The problem is that we cannot cover too large a gap between earning and spending foreign currency for too long. If we do, more and more of what is produced in New Zealand accrues to foreigners who own the resources. Ultimately, of course, it is only production that accrues to New Zealand nationals that influences the living standards of New Zealanders.

If we look at exports in this light, it is clear that it is the value added component of exports that matters, not the total value of exports. We need to get more work done on this, but intuitively I feel that a significant component of the exports of, say Ireland, consists of re-exported import components.

Almost any export will have an imported component: machinery, fuel, and the like. In New Zealand, our export base consists largely of home grown and home processed content. Of every five dollars of export income, four represent value added domestically and one import content that is re-exported.

It is therefore more correct to say that exports contribute around 25 percent of our annual gross domestic production rather than to express exports as a percentage of GDP. This is not just statistical nit-picking.

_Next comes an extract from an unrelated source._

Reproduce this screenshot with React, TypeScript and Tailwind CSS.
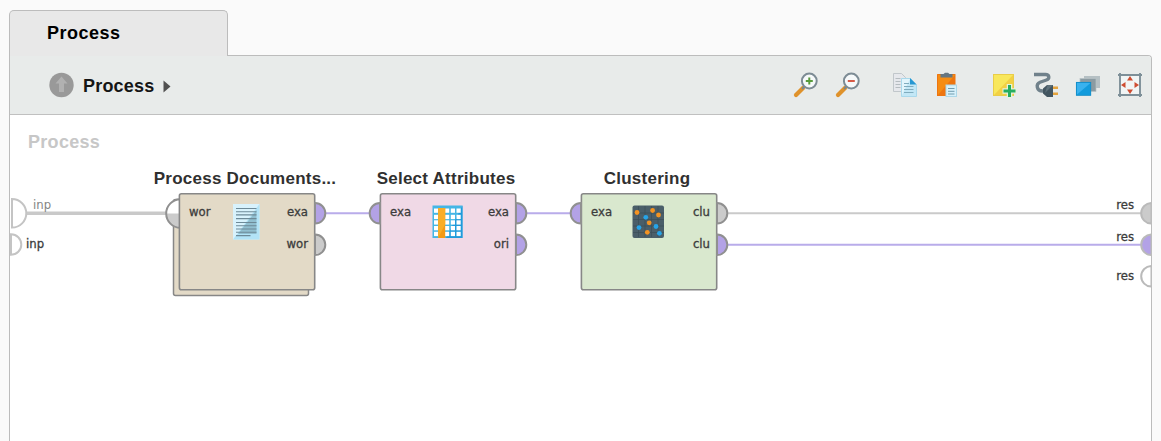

We do not simply want to grow exports. Importing large quantities of components, applying a few finishing touches, and re-exporting with minimal value added generates little by way of income or net foreign exchange earnings.

The emphasis has to go on adding value. We add value by applying science and skill to our natural endowment. That is why the innovation strategy puts an emphasis on research, on technology, and on skills development. It recognises that exporters do face extra difficulties in converting a good ideas into foreign sales, and so there is a recognition of the role of venture capital, of the importance of export market information, and of the need to put foreign investors in touch with local innovators seeking strategic partners.

The innovation strategy does not try and start again from scratch. New Zealand does a lot of things well. We need to strengthen our economic foundations, not disparage or overlook them. There is no quick fix.

But we can improve performance across the board and look to where the next set of opportunities are likely to be found. Adding value means tapping the creative ideas of a creative people. It means extending the product range and the market penetration that can be developed from our biological endowment. It means applying new information technologies to improve efficiency and leverage advantages across a number of industries.

This is why in addition to what I would call the vertical strategies of science, technology and skill – initiatives that add value up the value chain – the innovation strategy identifies horizontal strategies that target new sectors: creative industries, information technology and biological sciences. These sectors create opportunities in a number of industries: they are the opposite of the all eggs in one basket Think Big project.

This is a far more effective and sustainable solution than the simplistic alternative that Opposition parties seem to trot out – cut the company tax rate. There is no point in having a low tax rate if you haven’t got any profits to pay tax on. It is far better to craft a constructive input from the government in order to grow the cake and generate the profits.

The future lies in adding value. We have been down the cost cutting road and it leads nowhere. The world today is about quality, relevance and reliability – the spoils no longer go to the cheapest.